Your goal:
Take every line that has the string "React" and copy it out.

Information supplied:
+++++

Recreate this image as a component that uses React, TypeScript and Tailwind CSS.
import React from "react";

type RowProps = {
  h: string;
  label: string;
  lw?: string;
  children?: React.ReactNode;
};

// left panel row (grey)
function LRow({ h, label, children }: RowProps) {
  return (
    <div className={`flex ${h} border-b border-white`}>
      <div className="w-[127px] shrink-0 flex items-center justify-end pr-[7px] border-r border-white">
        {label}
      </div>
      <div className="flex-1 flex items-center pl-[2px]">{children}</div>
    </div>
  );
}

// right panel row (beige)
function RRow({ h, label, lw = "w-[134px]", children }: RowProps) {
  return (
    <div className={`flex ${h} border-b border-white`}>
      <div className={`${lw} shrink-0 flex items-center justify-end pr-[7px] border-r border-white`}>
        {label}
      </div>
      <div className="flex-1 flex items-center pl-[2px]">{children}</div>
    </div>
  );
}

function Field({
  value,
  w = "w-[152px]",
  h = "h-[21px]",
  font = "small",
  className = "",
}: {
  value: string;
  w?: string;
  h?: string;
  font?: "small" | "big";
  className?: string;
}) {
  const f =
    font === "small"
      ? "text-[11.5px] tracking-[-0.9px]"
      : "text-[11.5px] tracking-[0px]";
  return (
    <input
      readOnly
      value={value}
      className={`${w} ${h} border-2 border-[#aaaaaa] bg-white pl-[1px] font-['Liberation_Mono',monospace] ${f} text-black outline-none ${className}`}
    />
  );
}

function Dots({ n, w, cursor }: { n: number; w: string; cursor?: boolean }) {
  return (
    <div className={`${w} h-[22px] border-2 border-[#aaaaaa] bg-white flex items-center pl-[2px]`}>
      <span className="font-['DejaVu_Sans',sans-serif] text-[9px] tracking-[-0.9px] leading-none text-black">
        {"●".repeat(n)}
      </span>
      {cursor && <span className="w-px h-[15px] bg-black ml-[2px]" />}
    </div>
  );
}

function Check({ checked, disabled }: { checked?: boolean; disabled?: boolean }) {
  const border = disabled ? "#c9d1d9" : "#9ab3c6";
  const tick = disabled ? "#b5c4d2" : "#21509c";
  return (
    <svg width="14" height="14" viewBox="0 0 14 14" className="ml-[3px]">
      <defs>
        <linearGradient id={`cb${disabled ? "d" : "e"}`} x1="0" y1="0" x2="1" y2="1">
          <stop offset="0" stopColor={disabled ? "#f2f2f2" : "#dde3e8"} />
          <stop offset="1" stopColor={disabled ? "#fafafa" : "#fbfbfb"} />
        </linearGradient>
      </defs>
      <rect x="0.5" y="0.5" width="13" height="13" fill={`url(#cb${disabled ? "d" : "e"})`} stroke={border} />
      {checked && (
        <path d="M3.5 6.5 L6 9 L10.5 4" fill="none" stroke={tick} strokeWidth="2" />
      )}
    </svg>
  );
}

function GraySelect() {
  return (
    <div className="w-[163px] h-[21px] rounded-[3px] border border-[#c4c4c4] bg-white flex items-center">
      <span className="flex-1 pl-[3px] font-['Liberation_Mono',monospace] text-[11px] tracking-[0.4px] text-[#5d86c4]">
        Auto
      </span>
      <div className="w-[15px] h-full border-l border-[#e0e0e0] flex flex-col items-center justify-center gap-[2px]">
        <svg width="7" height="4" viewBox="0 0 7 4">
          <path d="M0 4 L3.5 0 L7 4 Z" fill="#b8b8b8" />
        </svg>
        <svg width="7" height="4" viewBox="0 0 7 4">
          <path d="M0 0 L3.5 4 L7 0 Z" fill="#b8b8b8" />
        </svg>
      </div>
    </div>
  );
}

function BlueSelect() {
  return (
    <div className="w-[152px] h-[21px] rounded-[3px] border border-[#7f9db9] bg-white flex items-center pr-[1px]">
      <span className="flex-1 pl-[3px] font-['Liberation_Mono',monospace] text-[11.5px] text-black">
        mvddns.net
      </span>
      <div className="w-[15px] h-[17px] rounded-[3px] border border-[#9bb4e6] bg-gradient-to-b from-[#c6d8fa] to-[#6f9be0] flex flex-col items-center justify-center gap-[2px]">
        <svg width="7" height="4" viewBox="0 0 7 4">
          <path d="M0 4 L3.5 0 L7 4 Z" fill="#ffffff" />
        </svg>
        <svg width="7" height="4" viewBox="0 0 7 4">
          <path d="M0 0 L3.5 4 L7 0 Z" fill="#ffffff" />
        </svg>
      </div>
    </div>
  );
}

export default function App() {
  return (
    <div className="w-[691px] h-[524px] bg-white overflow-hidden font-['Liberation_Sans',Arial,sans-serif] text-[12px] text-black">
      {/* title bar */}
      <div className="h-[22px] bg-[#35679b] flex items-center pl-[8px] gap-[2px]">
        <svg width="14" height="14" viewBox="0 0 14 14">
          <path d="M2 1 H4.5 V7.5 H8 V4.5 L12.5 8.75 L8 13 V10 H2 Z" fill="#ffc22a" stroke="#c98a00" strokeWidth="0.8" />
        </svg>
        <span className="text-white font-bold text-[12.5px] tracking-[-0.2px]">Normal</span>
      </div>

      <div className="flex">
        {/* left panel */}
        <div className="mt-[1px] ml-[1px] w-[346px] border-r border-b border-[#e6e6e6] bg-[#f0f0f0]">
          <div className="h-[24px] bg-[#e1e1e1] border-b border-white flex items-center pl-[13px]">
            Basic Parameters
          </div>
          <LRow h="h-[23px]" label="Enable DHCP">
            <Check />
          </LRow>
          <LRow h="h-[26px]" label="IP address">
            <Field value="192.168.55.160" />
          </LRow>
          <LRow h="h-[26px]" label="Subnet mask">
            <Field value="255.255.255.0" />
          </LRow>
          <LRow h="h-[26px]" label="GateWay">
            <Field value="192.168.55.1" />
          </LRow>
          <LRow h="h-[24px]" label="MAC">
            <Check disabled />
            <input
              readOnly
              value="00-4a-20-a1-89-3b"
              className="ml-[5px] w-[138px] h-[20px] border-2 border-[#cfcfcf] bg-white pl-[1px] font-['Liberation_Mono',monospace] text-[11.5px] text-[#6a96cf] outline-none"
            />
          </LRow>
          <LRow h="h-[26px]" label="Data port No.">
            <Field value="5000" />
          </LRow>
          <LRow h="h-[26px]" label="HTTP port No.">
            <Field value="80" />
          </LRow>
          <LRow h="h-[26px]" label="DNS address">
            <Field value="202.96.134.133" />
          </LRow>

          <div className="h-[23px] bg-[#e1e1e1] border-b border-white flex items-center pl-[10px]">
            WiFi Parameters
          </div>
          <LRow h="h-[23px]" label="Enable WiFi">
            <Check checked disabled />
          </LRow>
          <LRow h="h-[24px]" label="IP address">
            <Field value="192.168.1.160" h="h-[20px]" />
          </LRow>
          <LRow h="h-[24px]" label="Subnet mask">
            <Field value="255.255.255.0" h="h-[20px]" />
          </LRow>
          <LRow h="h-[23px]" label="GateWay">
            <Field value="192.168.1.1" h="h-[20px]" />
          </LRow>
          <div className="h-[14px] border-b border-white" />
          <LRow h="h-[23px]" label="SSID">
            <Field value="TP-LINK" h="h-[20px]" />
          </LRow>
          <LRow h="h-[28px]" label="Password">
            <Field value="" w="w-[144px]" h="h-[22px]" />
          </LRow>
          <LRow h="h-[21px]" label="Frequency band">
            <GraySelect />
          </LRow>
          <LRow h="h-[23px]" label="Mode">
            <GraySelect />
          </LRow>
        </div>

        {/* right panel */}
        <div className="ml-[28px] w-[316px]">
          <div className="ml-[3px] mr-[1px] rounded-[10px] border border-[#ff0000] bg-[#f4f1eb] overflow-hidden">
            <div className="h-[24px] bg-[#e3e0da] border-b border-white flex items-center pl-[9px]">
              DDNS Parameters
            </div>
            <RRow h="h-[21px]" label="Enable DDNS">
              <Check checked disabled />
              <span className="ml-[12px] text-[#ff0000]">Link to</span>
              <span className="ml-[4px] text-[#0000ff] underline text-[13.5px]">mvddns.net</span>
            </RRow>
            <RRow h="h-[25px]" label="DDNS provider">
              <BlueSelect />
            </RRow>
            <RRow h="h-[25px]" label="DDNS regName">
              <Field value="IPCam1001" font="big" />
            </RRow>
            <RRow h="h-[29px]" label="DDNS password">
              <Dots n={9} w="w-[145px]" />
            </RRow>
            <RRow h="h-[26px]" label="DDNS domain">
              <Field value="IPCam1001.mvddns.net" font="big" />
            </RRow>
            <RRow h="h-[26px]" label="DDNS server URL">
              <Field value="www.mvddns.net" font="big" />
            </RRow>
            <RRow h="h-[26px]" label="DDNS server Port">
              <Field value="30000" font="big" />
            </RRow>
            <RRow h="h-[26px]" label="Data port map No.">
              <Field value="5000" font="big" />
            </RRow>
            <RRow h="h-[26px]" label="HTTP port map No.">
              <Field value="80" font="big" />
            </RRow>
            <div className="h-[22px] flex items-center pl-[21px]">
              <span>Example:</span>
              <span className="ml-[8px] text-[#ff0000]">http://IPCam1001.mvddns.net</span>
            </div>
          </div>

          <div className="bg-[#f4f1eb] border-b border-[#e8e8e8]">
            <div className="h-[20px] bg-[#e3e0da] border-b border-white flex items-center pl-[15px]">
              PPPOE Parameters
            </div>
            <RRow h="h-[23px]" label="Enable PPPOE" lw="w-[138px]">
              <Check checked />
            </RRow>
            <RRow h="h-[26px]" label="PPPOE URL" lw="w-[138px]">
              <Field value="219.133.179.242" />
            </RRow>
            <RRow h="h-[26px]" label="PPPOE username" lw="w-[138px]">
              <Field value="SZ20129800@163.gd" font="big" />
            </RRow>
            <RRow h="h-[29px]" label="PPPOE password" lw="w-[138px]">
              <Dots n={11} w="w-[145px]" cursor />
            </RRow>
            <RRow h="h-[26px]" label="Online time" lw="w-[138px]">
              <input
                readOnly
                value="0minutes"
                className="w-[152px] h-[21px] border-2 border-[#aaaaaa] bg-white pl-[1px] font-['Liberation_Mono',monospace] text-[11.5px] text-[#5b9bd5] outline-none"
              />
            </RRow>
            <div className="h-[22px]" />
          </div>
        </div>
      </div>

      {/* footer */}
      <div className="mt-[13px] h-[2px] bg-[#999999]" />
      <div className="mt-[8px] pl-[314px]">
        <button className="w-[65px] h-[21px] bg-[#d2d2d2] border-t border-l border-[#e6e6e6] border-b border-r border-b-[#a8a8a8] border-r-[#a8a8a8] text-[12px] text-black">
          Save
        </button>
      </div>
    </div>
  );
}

+++++

Answer to this problem:
Recreate this image as a component that uses React, TypeScript and Tailwind CSS.
import React from "react";
  children?: React.ReactNode;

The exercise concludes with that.